Data provided
━━━━━━━━━━━━━━━━
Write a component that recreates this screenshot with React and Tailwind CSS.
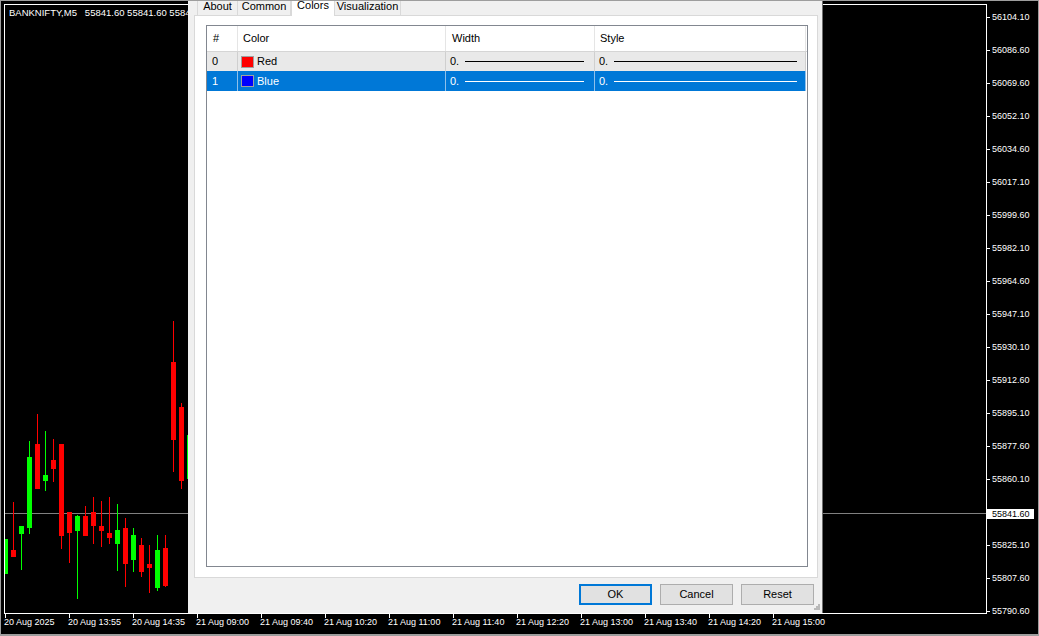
import React from 'react'

const PRICES = [
  '56104.10', '56086.60', '56069.60', '56052.10', '56034.60', '56017.10', '55999.60',
  '55982.10', '55964.60', '55947.10', '55930.10', '55912.60', '55895.10', '55877.60',
  '55860.10', null, '55825.10', '55807.60', '55790.60'
]

const TIMES = [
  '20 Aug 2025', '20 Aug 13:55', '20 Aug 14:35', '21 Aug 09:00', '21 Aug 09:40', '21 Aug 10:20',
  '21 Aug 11:00', '21 Aug 11:40', '21 Aug 12:20', '21 Aug 13:00', '21 Aug 13:40', '21 Aug 14:20',
  '21 Aug 15:00'
]

// [left x, body top, body bottom, wick top, wick bottom, up?]
const CANDLES = [
  [3, 539, 574, 539, 574, true],
  [11, 550, 557, 502, 557, false],
  [19, 526, 534, 526, 570, true],
  [27, 457, 528, 441, 534, true],
  [35, 444, 489, 414, 489, false],
  [43, 475, 481, 431, 491, true],
  [51, 460, 469, 439, 482, false],
  [59, 444, 536, 444, 549, false],
  [67, 512, 533, 512, 563, false],
  [75, 516, 531, 515, 599, true],
  [83, 516, 536, 506, 536, false],
  [91, 512, 526, 497, 544, false],
  [99, 526, 531, 501, 547, false],
  [107, 533, 538, 497, 544, false],
  [115, 530, 544, 504, 571, true],
  [123, 528, 564, 518, 587, false],
  [131, 535, 560, 528, 572, true],
  [139, 545, 572, 538, 577, false],
  [147, 564, 568, 545, 593, false],
  [155, 550, 588, 535, 591, true],
  [163, 548, 586, 535, 587, false],
  [171, 362, 440, 321, 472, false],
  [179, 407, 481, 403, 489, false],
  [187, 435, 479, 435, 479, true]
]

const ROWS = [
  { n: '0', name: 'Red', swatch: 'bg-[#ff0000]', selected: false, h: 'h-[19px]' },
  { n: '1', name: 'Blue', swatch: 'bg-[#0000ff]', selected: true, h: 'h-[20px]' }
]

function Candles() {
  return (
    <svg className="absolute inset-0" width="981" height="608" viewBox="5 5 981 608" shapeRendering="crispEdges">
      <rect x="5" y="513" width="981" height="1" fill="#808080" />
      {CANDLES.map(([x, bt, bb, wt, wb, up], i) => {
        const fill = up ? '#00ff00' : '#ff0000'
        return (
          <g key={i}>
            <rect x={x + 2} y={wt} width="1" height={wb - wt} fill={fill} />
            <rect x={x} y={bt} width="5" height={bb - bt} fill={fill} />
          </g>
        )
      })}
    </svg>
  )
}

function Tab({ label, width, active }) {
  if (active) {
    return (
      <div className={`${width} h-[16px] -mb-px relative z-10 bg-white border-x border-[#d9d9d9] flex justify-center items-start`}>
        <span className="leading-[11px]">{label}</span>
      </div>
    )
  }
  return (
    <div className={`${width} h-[15px] bg-[#f0f0f0] border-r border-[#d9d9d9] flex justify-center items-start`}>
      <span className="leading-[11px] mt-[1px]">{label}</span>
    </div>
  )
}

function ColorRow({ row }) {
  const sel = row.selected
  const sep = sel ? 'border-[#8fc0ea]' : 'border-[#cfcfcf]'
  const line = sel ? 'bg-white' : 'bg-black'
  return (
    <div className={`flex ${row.h} w-[599px] ${sel ? 'bg-[#0078d7] text-white' : 'bg-[#e9e9e9] text-black'}`}>
      <div className={`w-[31px] border-r ${sep} flex items-center pl-[5px]`}>{row.n}</div>
      <div className={`w-[208px] border-r ${sep} flex items-center pl-[3px]`}>
        <span className={`w-[13px] h-[12px] border border-[#a0a0a0] ${row.swatch}`} />
        <span className="ml-[3px]">{row.name}</span>
      </div>
      <div className={`w-[149px] border-r ${sep} flex items-center pl-[4px]`}>
        <span>0.</span>
        <span className={`flex-1 h-px ml-[6px] mr-[10px] ${line}`} />
      </div>
      <div className={`w-[211px] border-r ${sep} flex items-center pl-[4px]`}>
        <span>0.</span>
        <span className={`flex-1 h-px ml-[6px] mr-[8px] ${line}`} />
      </div>
    </div>
  )
}

function Dialog() {
  return (
    <div className="absolute left-[187px] top-[-1px] w-[635px] h-[613px] bg-[#f0f0f0] border-r border-[#6f6f6f] flex flex-col text-[11px] text-black font-['Liberation_Sans',Arial,sans-serif]">
      {/* Tabs */}
      <div className="flex items-end h-[15px] pl-[9px]">
        <div className="border-l border-[#d9d9d9] flex items-end">
          <Tab label="About" width="w-[40px]" />
          <Tab label="Common" width="w-[53px]" />
        </div>
        <Tab label="Colors" width="w-[44px]" active />
        <Tab label="Visualization" width="w-[66px]" />
      </div>

      {/* Panel */}
      <div className="ml-[6px] w-[624px] h-[563px] bg-white border border-[#d9d9d9] pt-[9px] pl-[11px]">
        <div className="w-[602px] h-[542px] border border-[#828790] bg-white flex flex-col">
          <div className="flex h-[26px] w-[600px] border-b border-[#d5d5d5]">
            <div className="w-[31px] border-r border-[#e5e5e5] flex items-center pl-[6px]">#</div>
            <div className="w-[208px] border-r border-[#e5e5e5] flex items-center pl-[5px]">Color</div>
            <div className="w-[149px] border-r border-[#e5e5e5] flex items-center pl-[6px]">Width</div>
            <div className="w-[211px] border-r border-[#e5e5e5] flex items-center pl-[5px]">Style</div>
          </div>
          {ROWS.map(r => <ColorRow key={r.n} row={r} />)}
        </div>
      </div>

      {/* Buttons */}
      <div className="flex justify-end gap-[8px] pr-[8px] mt-[6px]">
        <button className="w-[73px] h-[21px] bg-[#e1e1e1] border-2 border-[#0078d7] flex items-center justify-center">OK</button>
        <button className="w-[73px] h-[21px] bg-[#e1e1e1] border border-[#adadad] flex items-center justify-center">Cancel</button>
        <button className="w-[73px] h-[21px] bg-[#e1e1e1] border border-[#adadad] flex items-center justify-center">Reset</button>
      </div>

      {/* Size grip */}
      <svg className="absolute right-[2px] bottom-[2px]" width="7" height="7" shapeRendering="crispEdges">
        {[[5, 0], [3, 2], [5, 2], [1, 4], [3, 4], [5, 4]].map(([x, y], i) => (
          <rect key={i} x={x} y={y} width="2" height="2" fill="#b9b9b9" />
        ))}
      </svg>
    </div>
  )
}

export default function App() {
  return (
    <div className="relative w-[1039px] h-[636px] bg-black border-l border-r border-t border-b-2 border-[#9d9d9d] pl-[3px] pt-[3px] overflow-hidden font-['Liberation_Sans',Arial,sans-serif] text-[9px] text-white">
      <div className="flex h-[610px]">
        {/* Plot */}
        <div className="relative w-[983px] h-[610px] border border-white overflow-hidden">
          <Candles />
          <div className="relative pl-[4px] pt-[3px] text-[9.5px] leading-[10px] whitespace-pre">
            BANKNIFTY,M5   55841.60 55841.60 5584
          </div>
        </div>

        {/* Price axis */}
        <div className="relative flex-1">
          <div className="flex flex-col -mt-[3.5px]">
            {PRICES.map((p, i) => (
              <div key={i} className="h-[33px] flex items-center">
                {p && <span className="w-[3px] h-px bg-white" />}
                {p && <span className="ml-[2px] leading-[10px]">{p}</span>}
              </div>
            ))}
          </div>
          <div className="absolute left-0 top-[505px] h-[10px] w-[47px] bg-white text-black pl-[5px] leading-[10px]">55841.60</div>
        </div>
      </div>

      {/* Time axis */}
      <div className="flex h-[20px]">
        {TIMES.map(t => (
          <div key={t} className="w-[64px] shrink-0 flex flex-col">
            <span className="ml-[1px] w-px h-[4px] bg-white" />
            <span className="whitespace-nowrap leading-[9px]">{t}</span>
          </div>
        ))}
      </div>

      <Dialog />
    </div>
  )
}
━━━━━━━━━━━━━━━━
Leave the pictures out and please restate exactly the lines running from the start of the material through the one with "import React from 'react'".

Write a component that recreates this screenshot with React and Tailwind CSS.
import React from 'react'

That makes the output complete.